Él buscaba escorts y se topó con un aviso distinto, casi extraño: bien redactado, ortografía impecable, mezclando frases en español e inglés. Tres fotos en blanco y negro, sensuales, más estéticas que explícitas. No parecían hechas para ese fin, sino prestadas para la ocasión.
Escribió por WhatsApp y acordó una cita. La oferta no llevaba nombre, solo una breve descripción. Otro detalle llamativo: no había anuncios previos en el perfil. La respuesta fue simple: si llegas antes de las 23, en 3 Norte 670; si no, en otro lugar.
A las 22:30 estaba allí. Era un night club. El sitio era amplio, limpio, con buen aroma y una elegante atmósfera en penumbra. La música, instrumental y envolvente. Había una mujer en la caja, otra en la barra, otra atendiendo junto a un joven, y un guardia custodiando una puerta cerrada. En la tarima, dos mujeres hermosas bailaban en caños. El ambiente, lúgubre, aunque bien cuidado. Caro, además.
Se sentó en la barra, pidió un gin y avisó a la barwoman que esperaba a alguien. Ella sonrió: —Soy yo, la del aviso.
Se miraron. Él, con sorpresa. Ella, con naturalidad. Linda, relajada, feliz. Una sonrisa bastó para disolver la tensión. —Termino mi turno a las once. Espérame y vamos a lo otro —le dijo.
Como no había demasiado público, conversaron largo. Ella se presentó: trabajaba allí solo en verano, juntando dinero. Era diseñadora industrial, estudiaba un posgrado en Turín.
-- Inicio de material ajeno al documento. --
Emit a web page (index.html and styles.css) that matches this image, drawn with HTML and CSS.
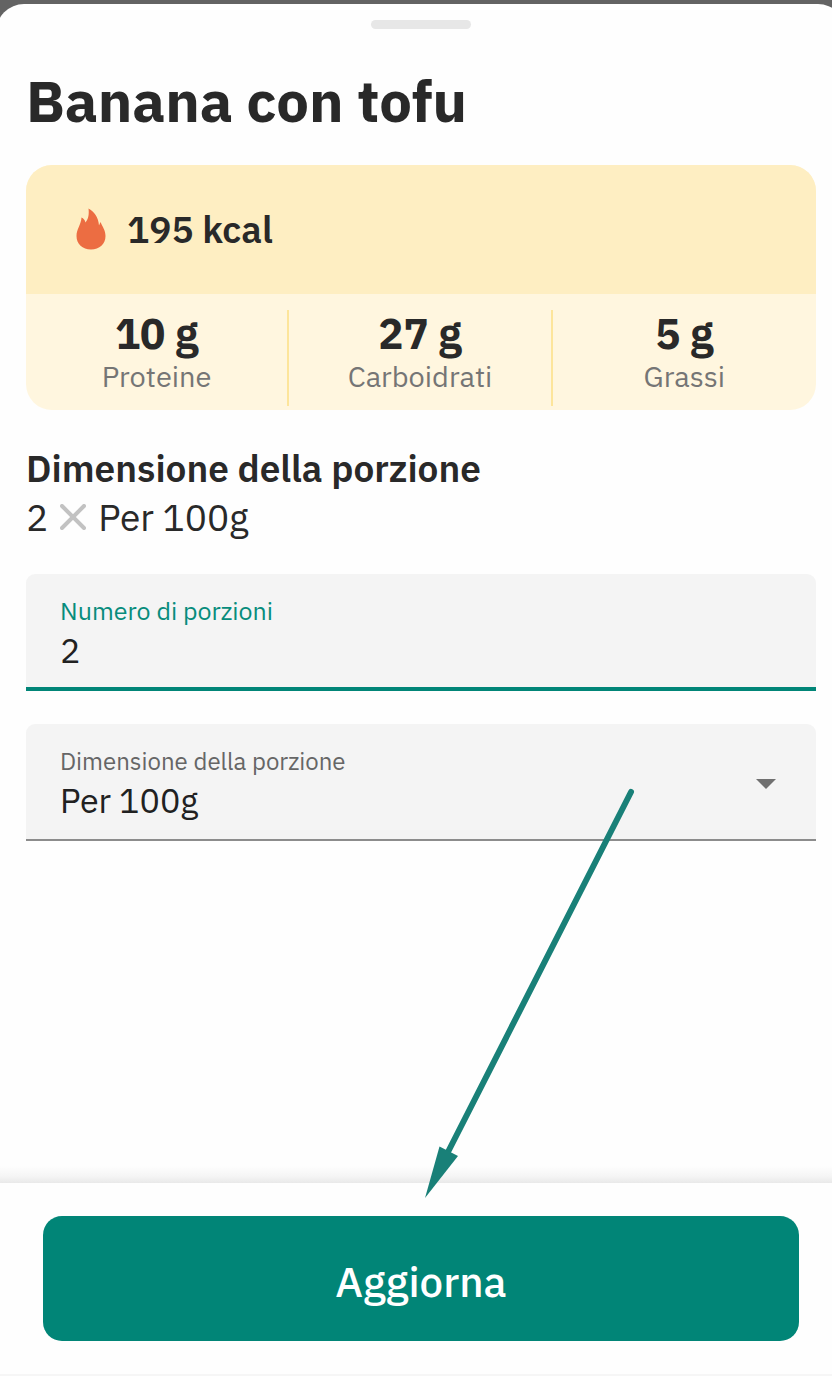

Lo otro era un ingreso adicional, para completar las lucas.
En el club no bailaba: servía tragos y, a veces, se encargaba de la caja. La dueña, en realidad, era la hija del propietario. Una joven de belleza imponente y mirada dura, compañera suya en la universidad de Viña, que cada verano le ofrecía trabajo. —El sexo me gusta, claro —dijo ella—, pero prefiero separar los trabajos. Aquí, solo el bar. Afuera, el resto.
A las once en punto llegó el relevo. Salieron juntos. —Irónico, ¿no? —dijo él, pensando que, más que cliente y escort, parecían amigos, casi una pareja.
En el auto, ella le habló de su frustración profesional y de la suerte que había tenido al llegar a Europa. Recordó su talento para el diseño: en la enseñanza media había ganado un concurso de diseño deportivo. En la universidad fue la mejor, aunque nunca recibió apoyo para salir del país. —No me dieron becas porque era guapa y maraca —dijo.
Con esfuerzo, logró viajar a Italia en el último semestre. Arrendó una pieza, trabajó de garzona, visitó el Politécnico de Turín y buscó entrevistas. Llegó hasta el director de admisión del programa aeroespacial. Él se enamoró de ella, pero no pudo saltarse el proceso de postulación. Así que estudió, armó un proyecto, tramitó papeles desde Chile y esperó. Como no le alcanzaba el dinero, terminó viviendo en casa del director. Un tipo divorciado, de 46 años, con dos hijos adolescentes. —El mayor me joteó —contó riendo.
Finalmente postuló y fue aceptada. Obtuvo el segundo lugar entre los aspirantes y una beca completa en el doctorado en Ingeniería Aeroespacial: matrícula, manutención, alojamiento, alimentación y transporte. —En Italia no entendían cómo en Chile no vieron mi talento. Es que acá se desperdicia mucho —comentó él. —Somos chaqueteros —respondió ella.
Lo otro terminó siendo una cita memorable. Ella tenía mundo, humor y una actitud especial: no perder ninguna oportunidad. A veces, imprudente, lo reconocía; pero afirmaba que la vida había que aprovecharla entera. —Aunque seas la mujer más noble, si eres linda, con carácter y hablas idiomas, te van a juzgar —decía—. Sobre todo las minas. Los hombres, en general, solo quieren culiar. Y eso, para mí, lo simplifica todo.
Pasaron horas juntos. Por algún motivo, no hubo transacción. Tú entiendes. Eres claro, terapiado, un caballero. Me caíste bien. Me gustaría verte de nuevo —dijo ella, y le dio su teléfono personal—. Soy Antonia, por cierto. —Un gusto, Antonia. Álvaro.